In Reply to: Economist has a good visualization of Trump posted by confused442 on September 05, 2025 at 13:46:39

From G. Elliot Morris:

Usually, presidential approval is reported as a binary — you either approve or disapprove of the job the president is doing. But many pollsters (including for our Strength In Numbers/Verasight partnership) ask voters to also indicate how strongly they feel about the president.

These 4-way approval breakdowns can help assess electoral outcomes and political backlash. That’s because intensity matters; someone who strongly approves (or disapproves) of a president is more likely to vote for (or against) them/their party in the next election. So it matters, for example, if the ~90% of people who support the president are die-hard MAGA voters, or if just 20% are.

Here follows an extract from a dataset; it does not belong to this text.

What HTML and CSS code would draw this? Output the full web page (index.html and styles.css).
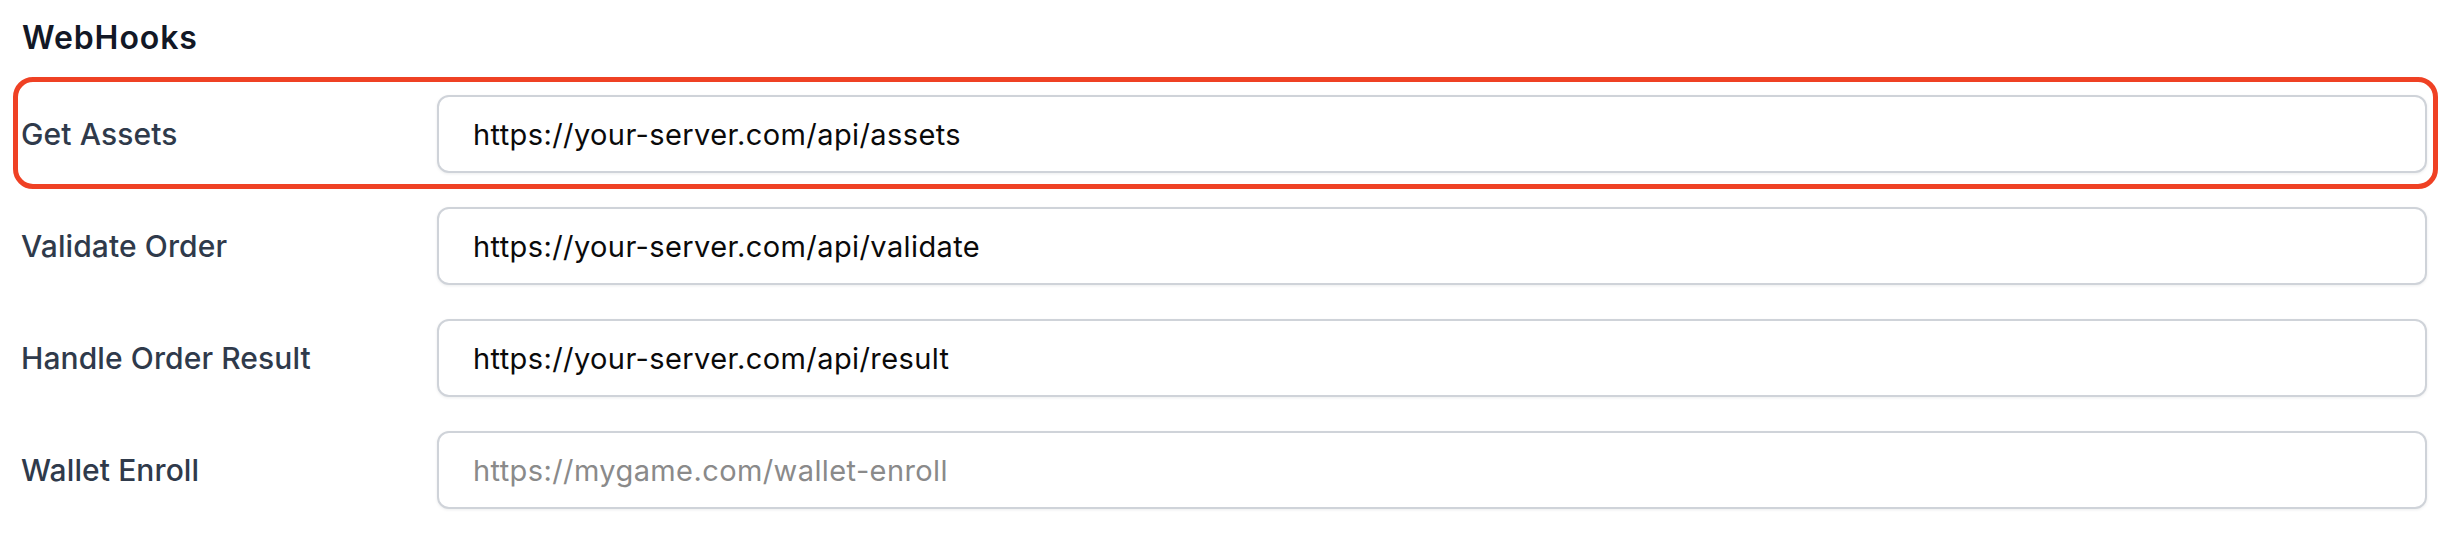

The author of the post says the percentage of people who "somewhat" approve of Trump's presidency, divided by the percentage who "strongly" or "somewhat" approve of it, is significantly higher than before. Let's compare Trump's polls today to those at the beginning of his term and find out if that's true.

The proportion of all Trump approvers who only "somewhat" approve of the way he's handling his job as president (41%) is indeed higher than in January (30%), but it's not an earth-shattering difference. For further comparison, in his first week in office in 2017, 38% of people who approved of Trump's presidency were soft approvers.

What's more eye-catching to me is the growing percentage of people who say they strongly disapprove of the president, especially relative to the strong approval percentage. In January of this year, there was just a two percentage point gap between Trump's strong opposers and supporters. Today, that gap is 22 points — and the largest ever for this point in a presidential term.